More importantly, its difference from the generally accepted value of the W boson mass has a statistical significance of around 5 sigma, corresponding to a probability of about 1 in 3.5 million that a pattern of data like this would show up as a statistical fluke.
Physicists normally use 5 sigma as the level of significance to count something as a “discovery”, but the difference between the new mass measurement and that predicted by the standard model is even higher, at 7 sigma. This corresponds to around a 1 in 780 billion probability of seeing a result like this by chance.
Kotwal and his team are aware that they are making an extraordinary claim that could overturn physics as we know it, but he says they have done all the tests they can think of to confirm it. A small amount of systematic uncertainty – essentially potential errors within the experimental set-up – remains, but now it is time for others to weigh in on the result, he says. “We think the answer is holding up to our own scrutiny,” he says.
The team measured the boson’s mass by smashing beams of protons and antiprotons together and analysing the particles produced in the collision. The analysis was so complex that the result took more than a decade to produce, after the Tevatron shut down in 2011, but its potential implications are huge.
“If the W boson mass is deviating that much from the standard model expectation, and if we understand all the [systematic] uncertainties, then it’s a huge deal,” says Ulrik Egede at Monash University in Australia.
The “if” is the important point for many physicists who, while excited at the result, are cautious about its divergence from previous measurements. “We need first to understand the discrepancy between [this result] and all other experiments before we think about explanations from physics beyond the standard model,” says Matthias Schott at CERN, who worked on a previous W boson measurement using data from the ATLAS experiment gathered at the Large Hadron Collider (LHC) up to its shutdown in 2018.
Figuring out the source of the discrepancy is no easy task. W bosons quickly decay into other particles, either an electron and an electron neutrino, or a heavier muon and muon neutrino. Neutrinos are hard to detect, so Kotwal and his team had to infer where they were from large amounts of data. “[W boson masses] are recognised to be some of the experimentally most difficult measurements to make,” says Egede.

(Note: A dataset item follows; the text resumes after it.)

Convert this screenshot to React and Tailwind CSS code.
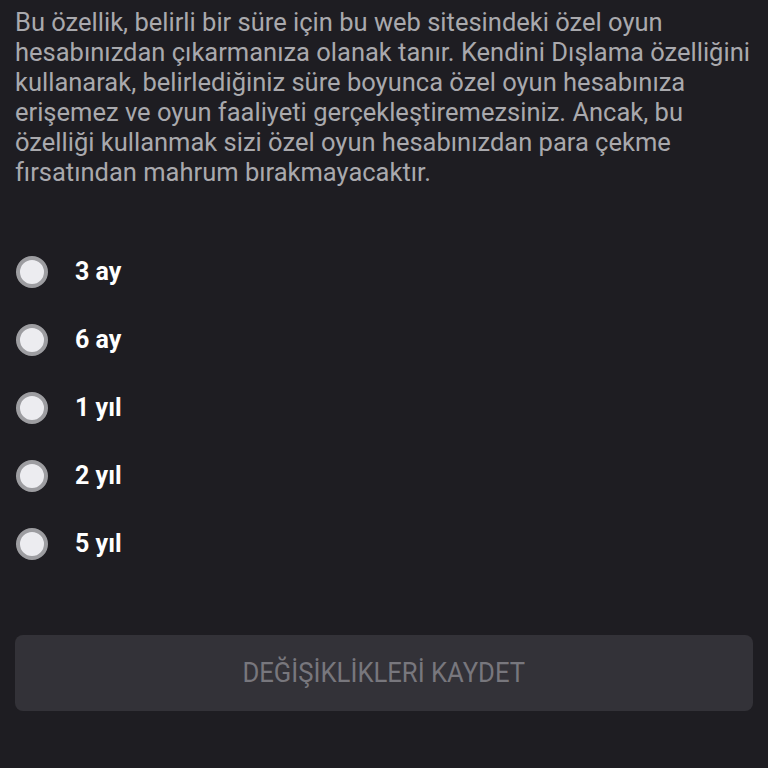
const options = ["3 ay", "6 ay", "1 yıl", "2 yıl", "5 yıl"];

export default function App() {
  return (
    <div className="w-[768px] h-[768px] bg-[#1e1d22] px-[15px] pt-[7px] overflow-hidden" style={{ fontFamily: "Roboto, 'Noto Sans', sans-serif" }}>
      <p className="text-[25.5px] leading-[30px] text-[#a9a9ad] whitespace-nowrap">
        Bu özellik, belirli bir süre için bu web sitesindeki özel oyun<br />
        hesabınızdan çıkarmanıza olanak tanır. Kendini Dışlama özelliğini<br />
        kullanarak, belirlediğiniz süre boyunca özel oyun hesabınıza<br />
        erişemez ve oyun faaliyeti gerçekleştiremezsiniz. Ancak, bu<br />
        özelliği kullanmak sizi özel oyun hesabınızdan para çekme<br />
        fırsatından mahrum bırakmayacaktır.
      </p>
      <div className="mt-[69px] flex flex-col gap-[36px]">
        {options.map((o) => (
          <label key={o} className="flex items-center h-[32px] gap-[27px] pl-px">
            <span className="w-[32px] h-[32px] rounded-full bg-[#ececf0] border-[4px] border-[#9d9da1]" />
            <span className="text-[25px] font-bold text-white">{o}</span>
          </label>
        ))}
      </div>
      <button className="mt-[75px] w-full h-[76px] rounded-lg bg-[#333238] text-[#78777d]">
        <span className="inline-block text-[27px] scale-x-[0.95]">DEĞİŞİKLİKLERİ KAYDET</span>
      </button>
    </div>
  );
}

The 2018 ATLAS measurement for the W boson mass is the most recent to date, but it may also not be much help in solving the riddle. ATLAS used two beams of protons, rather than a second one of antiprotons, making the results harder to compare, says Kotwal.
If physicists can’t find a problem with Kotwal and his team’s work, then the next step will be producing another measurement, which could come from three experiments at the LHC. “It’s the only collider with a high enough energy to create W bosons,” says Harry Cliff at the University of Cambridge. The LHC is gearing up for a new run this year after being offline since 2018, but Mulders says data collected for the CMS experiment during the previous run could yield a new W boson measurement by next year.
If the result is borne out, it could join other unexplained anomalies like those from the Muon g-2 experiment and discrepancies picked up at the LHC relating to subatomic particles called bottom quarks, which might require new theories of physics to explain. While there are no clear contenders for such a theory at present, Kotwal says that some variants of supersymmetry, which requires the existence of a whole new set of particles, might accommodate the higher W boson mass.
Despite the result taking 10 years to produce, Kotwal says this is just the beginning for understanding its significance as physicists around the world get their hands on the data. “The science will be investigated and we will continue to think about it,” he says.